A public hearing Dec. 8 on the incorporation of Bennion will help Salt Lake County commissioners determine whether to call a special election early in 1989 to let voters decide that issue for the third time in recent years.
The hearing, scheduled for 6:30 p.m. at Bennion Junior High School, 6055 S. 27th West, is the first of two opportunities area residents will have to air their views before commissioners take action on the proposal to make Bennion a city.The second hearing is tentatively scheduled for Dec. 21.
Commissioners must decide within two weeks following conclusion of the hearings whether to call an incorporation election, which would likely be scheduled next March or April.
In March of this year, voters in Taylorsville-Bennion turned thumbs down on a proposal to make that area a city.
But a new incorporation petition, with boundaries of the proposed city redrawn to include only the 19,000 residents of Bennion, began circulating soon after the March election and enough signatures were obtained to bring the issue before commissioners again.
Voters also rejected a 1982 attempt to incorporate Taylorsville-Bennion.
But incorporation backers say Bennion residents generally voted for incorporation last March, and were defeated by fewer than 400 votes of more than 6,000 cast. That's why they've decided to try incorporation again, this time proposing a smaller city.
The earliest date by which the 4.5-square-mile area could become Salt Lake Valley's newest city is July 1990.
The incorporation petition proposes Bennion boundaries generally from 54th South on the north, West Jordan (62nd South) on the south, Murray on the east and 40th West on the west.
But commissioners have the power to change those boundary proposals.

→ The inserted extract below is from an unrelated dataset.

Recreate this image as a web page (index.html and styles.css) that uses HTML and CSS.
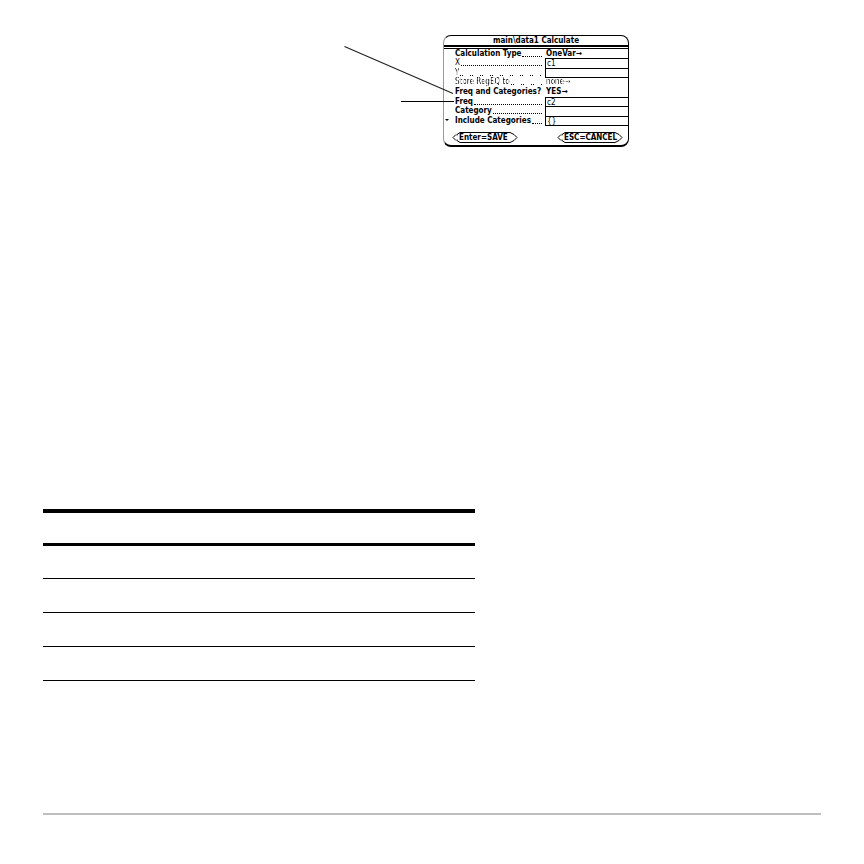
FILE: index.html
```html
<!DOCTYPE html>
<html lang="en">
<head>
<meta charset="utf-8">
<title>Calculate</title>
<link rel="stylesheet" href="styles.css">
</head>
<body>
<main class="page">
  <section class="figure">
    <svg class="callouts" viewBox="0 0 110 111" aria-hidden="true">
      <path d="M0.5 11.5 L109 58.5" stroke="#222" stroke-width="1.2"/>
      <path d="M57 66.500H110" stroke="#000"/>
    </svg>
    <form class="dialog">
      <h1 class="title">main\data1 Calculate</h1>
      <div class="rows">
        <div class="row"><label for="type">Calculation Type</label><i class="dots"></i><select id="type" class="value"><option>OneVar→</option></select></div>
        <div class="row"><label class="light" for="x">X</label><i class="dots"></i><input id="x" class="value box" value="c1"></div>
        <div class="row"><label class="dim" for="y">Y</label><i class="dots sparse"></i><input id="y" class="value box"></div>
        <div class="row"><label class="dim" for="store">Store RegEQ to</label><i class="dots sparse"></i><select id="store" class="value dim"><option>none→</option></select></div>
        <div class="row"><label for="use">Freq and Categories?</label><i class="gap"></i><select id="use" class="value"><option>YES→</option></select></div>
        <div class="row"><label for="freq">Freq</label><i class="dots"></i><input id="freq" class="value box" value="c2"></div>
        <div class="row"><label for="cat">Category</label><i class="dots"></i><input id="cat" class="value box"></div>
        <div class="row more"><label for="inc">Include Categories</label><i class="dots"></i><input id="inc" class="value box" value="{}"></div>
      </div>
      <div class="actions">
        <button type="button" class="key"><svg viewBox="0 0 66 11" aria-hidden="true"><path d="M4 2.500 L1 5.500 L4 8.500 M5 3.500 V2.500 L8 .5 H58 L62 2.500 L65 5.500 L62 8.500 L58 10.500 H8 L5 8.500 V7.500"/></svg><span>Enter=SAVE</span></button>
        <button type="button" class="key"><svg viewBox="0 0 66 11" aria-hidden="true"><path d="M4 2.500 L1 5.500 L4 8.500 M5 3.500 V2.500 L8 .5 H58 L62 2.500 L65 5.500 L62 8.500 L58 10.500 H8 L5 8.500 V7.500"/></svg><span>ESC=CANCEL</span></button>
      </div>
    </form>
  </section>
  <table class="sheet">
    <thead><tr><th></th></tr></thead>
    <tbody>
      <tr><td></td></tr>
      <tr><td></td></tr>
      <tr><td></td></tr>
      <tr><td></td></tr>
    </tbody>
  </table>
  <hr class="foot">
</main>
</body>
</html>
```
FILE: styles.css
```css
* { box-sizing: border-box; }
body { margin: 0; background: #fff; color: #000; }
.page { padding: 35px 43px 0; }

.figure {
  display: flex;
  align-items: flex-start;
  margin: 0 0 362px 301px;
}
.callouts { position: relative; z-index: 1; flex: none; width: 110px; fill: none; }

.dialog {
  flex: none;
  width: 186px;
  margin-left: -11px;
  border: 1px solid #000;
  border-left-color: #999;
  border-bottom-width: 2px;
  border-radius: 8px;
  font: bold 8px/9px "DejaVu Sans Condensed", "DejaVu Sans", sans-serif;
}
.title {
  position: relative;
  height: 13px;
  margin: 0;
  border-bottom: 1px solid #000;
  font: inherit;
  line-height: 10px;
  text-align: center;
}
.title::after {
  content: "";
  position: absolute;
  inset: auto 0 1px;
  height: 2px;
  background: #000;
}

.rows { display: grid; grid-template-rows: 9px 10px 9px 10px 10px 9px 10px 9px; }
.row { position: relative; display: flex; min-height: 0; padding-left: 11px; white-space: nowrap; }
.dots, .gap { flex: 1; margin: 0 3px 0 1px; }
.dots { height: 8px; border-bottom: 1px dotted #000; }
.sparse {
  border: 0;
  background: repeating-linear-gradient(90deg, #000 0 1px, #fff 1px 2px, #000 2px 3px, #fff 3px 10px) 0 100% / 100% 1px no-repeat;
}
.value {
  flex: none;
  width: 84px;
  height: 9px;
  min-height: 0;
  margin: 0;
  padding: 0 1px;
  border: 0;
  border-radius: 0;
  appearance: none;
  background: none;
  color: #000;
  font: inherit;
  outline: 0;
}
.box {
  height: auto;
  margin-bottom: -1px;
  border: 1px solid #000;
  border-right: 0;
  font-weight: normal;
}
.light { font-weight: normal; }
.dim {
  font-weight: normal;
  mask-image: repeating-linear-gradient(90deg, #000 0 2px, #0004 2px 3px);
}
.more::before {
  content: "";
  position: absolute;
  left: 1px;
  top: 3px;
  border: 2px solid transparent;
  border-top-color: #000;
}

.actions { display: flex; justify-content: space-between; padding: 7px 5px 2px 8px; }
.key {
  position: relative;
  width: 66px;
  height: 11px;
  padding: 0 0 0 7px;
  border: 0;
  background: none;
  color: #000;
  font: inherit;
  line-height: 11px;
  text-align: left;
  white-space: nowrap;
}
.key svg { position: absolute; inset: 0; fill: none; stroke: #000; }
.key span { position: relative; }

.sheet { width: 56%; max-width: 432px; border-collapse: separate; border-spacing: 0; border-top: 4px solid #000; }
.sheet th { height: 33px; padding: 0; border-bottom: 3px solid #000; }
.sheet td { height: 34px; padding: 0; border-bottom: 1px solid #000; }
.sheet tr:first-child td { height: 33px; }
.foot { height: 2px; margin: 132px 0 0; border: 0; background: #bfbfbf; }
```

And because the cities of Murray, West Jordan and West Valley have declared they are considering or will consider annexing parts of the proposed incorporation area, commissioners may redraw the proposed Bennion boundaries before calling an election.
Bennion generates more than enough tax revenue to cover the cost of providing services to its residents and has a relatively strong sales tax base, according to an incorporation feasibility study done for the county.
The study says property taxes for Bennion residents would generally drop from current levels if residents approve incorporation and the new city contracts with the county or with a neighboring city to provide municipal services to Bennion residents.
But property taxes would generally increase, as much as $187 yearly on an average Bennion home, if Bennion City were to provide those services itself, according to the study by Phase II Consulting.